This post is the corresponding write-up for a WDSS project in which a small team of society members collaborated to produce a web-toy that plays a game of Higher or Lower using the Twitter follower counts of celebrities. You can play this game at this link.
Sometimes, simplicity is beautiful. Higher or Lower is a game embodying this philosophy. Played solo with a standard deck of cards, play consists of revealing these one at a time after first guessing whether the next card will have a higher or lower value. In recent years, this game has been re-envisioned as a popular web toy, in which card values are replaced by the number of global monthly Google searches for various topics. Not wishing to limit ourselves to search results, we decided to implement our own online version of the classic game based on the follower counts of Twitter celebrities. The final app can be found at the link above, and we will spend the rest of this post looking into the techniques behind our approach as well as reviewing the lessons this project can teach us about collaborative data science at WDSS.
For our purposes, this project is an ideal medium to practise web scraping and creating sharable products for others to enjoy. Web scraping is a way of extracting data from websites, leveraging automation to gather information efficiently and without unnecessary repetition. In all, three members of WDSS worked on this project, combining their specific skills to develop the final product. Tim Hargreaves, focused on the backbone of the app, Matthew Bardsley, the visuals of the game, and I (Parth Devalia) have responsibility for the communication of results.
The source code for the web app and scraping scripts have been open-sourced in this repository.

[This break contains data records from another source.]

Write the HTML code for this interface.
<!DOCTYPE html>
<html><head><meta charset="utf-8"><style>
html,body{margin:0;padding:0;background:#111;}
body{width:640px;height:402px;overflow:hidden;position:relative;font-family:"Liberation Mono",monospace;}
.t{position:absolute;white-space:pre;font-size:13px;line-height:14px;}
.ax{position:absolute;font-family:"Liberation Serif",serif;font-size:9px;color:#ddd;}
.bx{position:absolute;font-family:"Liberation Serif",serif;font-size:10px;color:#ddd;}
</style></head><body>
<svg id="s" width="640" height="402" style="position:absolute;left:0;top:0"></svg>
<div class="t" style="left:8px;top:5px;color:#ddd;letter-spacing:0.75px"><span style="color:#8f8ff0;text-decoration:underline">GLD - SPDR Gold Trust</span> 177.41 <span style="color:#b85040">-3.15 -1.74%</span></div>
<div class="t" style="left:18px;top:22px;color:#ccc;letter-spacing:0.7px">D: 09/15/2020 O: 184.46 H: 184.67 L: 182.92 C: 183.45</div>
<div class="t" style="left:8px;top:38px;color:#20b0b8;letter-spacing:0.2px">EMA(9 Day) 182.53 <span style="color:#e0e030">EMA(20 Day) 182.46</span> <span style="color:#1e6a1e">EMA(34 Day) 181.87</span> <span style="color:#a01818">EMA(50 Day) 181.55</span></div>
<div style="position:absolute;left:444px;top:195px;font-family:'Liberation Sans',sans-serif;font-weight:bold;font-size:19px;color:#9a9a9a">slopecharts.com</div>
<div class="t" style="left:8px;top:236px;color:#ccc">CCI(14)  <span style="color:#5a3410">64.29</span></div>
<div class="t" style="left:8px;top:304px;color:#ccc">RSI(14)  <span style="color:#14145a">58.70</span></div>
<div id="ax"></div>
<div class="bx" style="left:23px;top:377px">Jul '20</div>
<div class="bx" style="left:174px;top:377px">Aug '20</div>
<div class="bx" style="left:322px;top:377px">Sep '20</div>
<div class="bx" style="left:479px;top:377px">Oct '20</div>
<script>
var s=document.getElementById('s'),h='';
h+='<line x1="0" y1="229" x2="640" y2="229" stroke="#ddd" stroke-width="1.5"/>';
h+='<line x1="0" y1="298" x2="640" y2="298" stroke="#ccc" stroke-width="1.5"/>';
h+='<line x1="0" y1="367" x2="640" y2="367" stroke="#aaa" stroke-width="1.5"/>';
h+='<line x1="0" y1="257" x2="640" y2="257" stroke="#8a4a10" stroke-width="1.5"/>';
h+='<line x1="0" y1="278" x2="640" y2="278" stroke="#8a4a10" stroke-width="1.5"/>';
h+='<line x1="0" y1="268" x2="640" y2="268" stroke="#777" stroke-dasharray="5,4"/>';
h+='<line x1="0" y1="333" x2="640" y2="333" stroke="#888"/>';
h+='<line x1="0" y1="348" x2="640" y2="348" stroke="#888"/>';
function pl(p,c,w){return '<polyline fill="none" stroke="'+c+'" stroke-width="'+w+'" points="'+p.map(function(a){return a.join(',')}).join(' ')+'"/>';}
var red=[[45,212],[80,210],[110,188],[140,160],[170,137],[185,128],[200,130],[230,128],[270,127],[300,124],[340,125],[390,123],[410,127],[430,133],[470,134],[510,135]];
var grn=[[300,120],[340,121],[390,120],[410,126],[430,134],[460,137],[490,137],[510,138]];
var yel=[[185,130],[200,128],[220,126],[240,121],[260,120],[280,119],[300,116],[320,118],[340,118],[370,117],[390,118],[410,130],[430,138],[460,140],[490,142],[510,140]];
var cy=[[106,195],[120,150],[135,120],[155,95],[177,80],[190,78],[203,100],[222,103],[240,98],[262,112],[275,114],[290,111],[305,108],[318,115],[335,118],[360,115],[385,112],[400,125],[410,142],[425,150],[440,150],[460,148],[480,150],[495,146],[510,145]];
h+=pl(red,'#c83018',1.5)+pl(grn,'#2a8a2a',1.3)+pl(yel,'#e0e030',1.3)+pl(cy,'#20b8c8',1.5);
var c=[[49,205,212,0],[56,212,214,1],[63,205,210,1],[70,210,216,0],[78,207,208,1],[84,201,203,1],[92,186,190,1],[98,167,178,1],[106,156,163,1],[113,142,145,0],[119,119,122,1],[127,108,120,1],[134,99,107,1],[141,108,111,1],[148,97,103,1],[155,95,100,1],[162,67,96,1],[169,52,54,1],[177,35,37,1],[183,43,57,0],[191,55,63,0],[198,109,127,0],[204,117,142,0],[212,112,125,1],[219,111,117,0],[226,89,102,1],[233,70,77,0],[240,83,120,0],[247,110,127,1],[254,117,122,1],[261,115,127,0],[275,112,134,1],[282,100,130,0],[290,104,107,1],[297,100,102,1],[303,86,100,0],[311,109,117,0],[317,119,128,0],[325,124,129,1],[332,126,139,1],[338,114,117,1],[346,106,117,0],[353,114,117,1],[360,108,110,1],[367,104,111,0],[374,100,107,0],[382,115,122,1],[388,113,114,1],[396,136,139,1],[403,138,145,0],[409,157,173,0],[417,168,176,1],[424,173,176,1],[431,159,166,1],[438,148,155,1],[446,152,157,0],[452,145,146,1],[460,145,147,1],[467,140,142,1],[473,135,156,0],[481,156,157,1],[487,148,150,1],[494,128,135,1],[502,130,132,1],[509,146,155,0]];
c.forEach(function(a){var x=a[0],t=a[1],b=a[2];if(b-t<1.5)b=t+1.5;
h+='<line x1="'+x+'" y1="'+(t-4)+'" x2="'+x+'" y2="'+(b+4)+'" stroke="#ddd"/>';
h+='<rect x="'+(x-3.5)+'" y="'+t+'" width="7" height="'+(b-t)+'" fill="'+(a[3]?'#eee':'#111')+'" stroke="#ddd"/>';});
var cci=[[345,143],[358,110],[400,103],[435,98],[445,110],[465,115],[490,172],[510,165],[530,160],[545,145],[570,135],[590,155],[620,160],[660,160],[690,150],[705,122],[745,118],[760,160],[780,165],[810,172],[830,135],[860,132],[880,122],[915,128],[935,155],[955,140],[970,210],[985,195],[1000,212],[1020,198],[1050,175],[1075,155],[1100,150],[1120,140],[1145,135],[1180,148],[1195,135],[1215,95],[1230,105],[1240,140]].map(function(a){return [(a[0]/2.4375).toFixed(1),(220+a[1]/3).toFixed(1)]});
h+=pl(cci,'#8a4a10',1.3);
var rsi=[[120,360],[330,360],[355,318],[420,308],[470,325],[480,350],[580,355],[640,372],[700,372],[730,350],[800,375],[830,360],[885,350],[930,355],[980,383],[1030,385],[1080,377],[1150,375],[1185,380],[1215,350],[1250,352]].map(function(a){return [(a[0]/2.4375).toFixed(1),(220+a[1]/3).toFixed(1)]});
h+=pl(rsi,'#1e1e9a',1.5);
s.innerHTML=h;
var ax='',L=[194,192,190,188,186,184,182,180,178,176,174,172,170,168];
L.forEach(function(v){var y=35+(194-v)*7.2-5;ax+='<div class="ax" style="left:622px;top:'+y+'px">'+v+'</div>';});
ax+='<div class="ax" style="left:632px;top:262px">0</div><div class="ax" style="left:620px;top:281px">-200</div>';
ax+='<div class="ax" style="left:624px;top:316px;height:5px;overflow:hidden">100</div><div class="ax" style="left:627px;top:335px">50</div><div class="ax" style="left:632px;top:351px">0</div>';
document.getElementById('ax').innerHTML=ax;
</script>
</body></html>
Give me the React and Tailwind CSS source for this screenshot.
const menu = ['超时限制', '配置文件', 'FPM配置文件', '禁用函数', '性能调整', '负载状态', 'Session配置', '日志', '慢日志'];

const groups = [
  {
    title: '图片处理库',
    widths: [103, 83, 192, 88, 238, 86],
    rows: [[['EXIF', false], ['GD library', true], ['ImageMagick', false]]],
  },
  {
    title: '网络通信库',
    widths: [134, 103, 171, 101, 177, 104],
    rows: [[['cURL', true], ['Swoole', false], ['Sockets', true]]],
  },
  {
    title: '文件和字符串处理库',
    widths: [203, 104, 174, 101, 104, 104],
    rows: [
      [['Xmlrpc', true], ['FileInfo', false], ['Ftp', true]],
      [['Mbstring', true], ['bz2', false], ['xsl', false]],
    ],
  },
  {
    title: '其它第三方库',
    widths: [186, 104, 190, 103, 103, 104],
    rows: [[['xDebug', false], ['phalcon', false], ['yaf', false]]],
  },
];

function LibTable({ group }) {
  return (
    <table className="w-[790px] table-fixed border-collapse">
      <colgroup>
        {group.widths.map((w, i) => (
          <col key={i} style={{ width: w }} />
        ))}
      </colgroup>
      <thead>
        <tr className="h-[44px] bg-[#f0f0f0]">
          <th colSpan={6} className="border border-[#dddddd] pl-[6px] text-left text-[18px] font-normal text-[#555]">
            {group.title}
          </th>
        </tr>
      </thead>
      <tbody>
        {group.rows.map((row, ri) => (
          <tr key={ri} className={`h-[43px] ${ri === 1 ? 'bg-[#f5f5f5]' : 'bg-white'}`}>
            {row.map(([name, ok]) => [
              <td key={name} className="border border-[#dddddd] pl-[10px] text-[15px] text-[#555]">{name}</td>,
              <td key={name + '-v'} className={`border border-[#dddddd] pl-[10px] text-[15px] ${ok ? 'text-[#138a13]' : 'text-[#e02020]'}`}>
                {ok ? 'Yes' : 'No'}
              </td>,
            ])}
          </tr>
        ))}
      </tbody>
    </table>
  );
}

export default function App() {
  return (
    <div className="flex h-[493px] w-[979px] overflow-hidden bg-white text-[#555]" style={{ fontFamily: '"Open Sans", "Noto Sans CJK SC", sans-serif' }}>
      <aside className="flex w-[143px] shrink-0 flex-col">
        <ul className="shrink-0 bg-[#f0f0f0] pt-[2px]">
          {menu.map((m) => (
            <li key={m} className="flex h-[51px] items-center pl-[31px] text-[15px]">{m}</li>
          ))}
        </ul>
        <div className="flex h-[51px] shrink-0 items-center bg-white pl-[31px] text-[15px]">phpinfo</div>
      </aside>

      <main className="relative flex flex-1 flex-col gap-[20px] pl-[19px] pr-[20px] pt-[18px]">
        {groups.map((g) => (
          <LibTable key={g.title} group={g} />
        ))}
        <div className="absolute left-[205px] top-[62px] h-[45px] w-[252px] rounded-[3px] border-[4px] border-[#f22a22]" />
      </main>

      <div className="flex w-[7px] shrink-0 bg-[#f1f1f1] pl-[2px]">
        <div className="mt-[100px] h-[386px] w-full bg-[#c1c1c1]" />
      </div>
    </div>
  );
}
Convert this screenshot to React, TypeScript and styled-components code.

With 330 million monthly users, Twitter has become an indispensable medium for instant news and opinions from politicians, brands, and of course, celebrities. Manually defining celebrityhood and iterating through matching accounts would be a difficult task, so we decided to look at what existing resources we could take advantage of. We eventually settled on a website called ProfileRehab. On this site, links to celebrities’ Twitter accounts are sorted into categories. By scraping this information we were able to collect Twitter profile URLs for around five hundred celebrities, matched to their names. We then interfaced with the Twitter API to read their respective follower counts and download their profile pictures. This entire scraping process was performed using Python, to take advantage of the rich ecosystem of web scraping packages the language has.
You may well be asking, “What is an API?”, and so I will take a moment to introduce this term. Application Programming Interfaces (APIs) simply allow applications to communicate with each other and are responsible for much of the connectivity we rely upon. They act as messengers, taking your request, telling the target application what you want to do, and then returning the response. Rather than accessing the application server directly, APIs offer us a dedicated access point, improving security and reliability. A common analogy is that of a restaurant—the API is the waiter, the interface between your table and the kitchen, taking your request and returning the response (the food).
With regard to our project, we decided to access the data we wanted through an API as Twitter have made recent obfuscations to their website code to make direct scraping more difficult. Use of Twitter’s API, as is often the case, is subject to terms and conditions regarding the usage of the data obtained. Additionally, the company have implemented a rate limit; that is, a maximum number of requests they can handle in a given timespan (just like with a restaurant waiter). Careful examination of these limitations needs to be considered when using an API, but fortunately we found them to be adequate for our needs.
Despite its benefits, the raw product of Shiny development is not always the prettiest and can lack strong mobile support. To overcome this, Matthew implemented additional styling using CSS to improve the aesthetics of the final application.
This project allowed us three WDSS members to work together in creating something that we wouldn’t have done individually. Further, if not for the society, we would not have had the opportunity to work together. This highlights the role of WDSS, bringing people from different backgrounds together to solve challenging problems.
Projects are extremely important in growing your skills and are critical for developing a strong portfolio. Through collaboration, we can see problems from new perspectives, build our professional networks, and gain experience of working in a team. This is in comparison to university work, that is often done alone without using real world data, and usually without a solid final product.
This project leverages infrastructure offered by WDSS, such as our blogging platform and Shiny server. For this reason, alongside the support
offered by experienced students, working with WDSS to complete research makes it easier to get projects off the ground and showcase what you can do.
Thank you for reading and we hope you enjoy playing our implementation of Higher or Lower.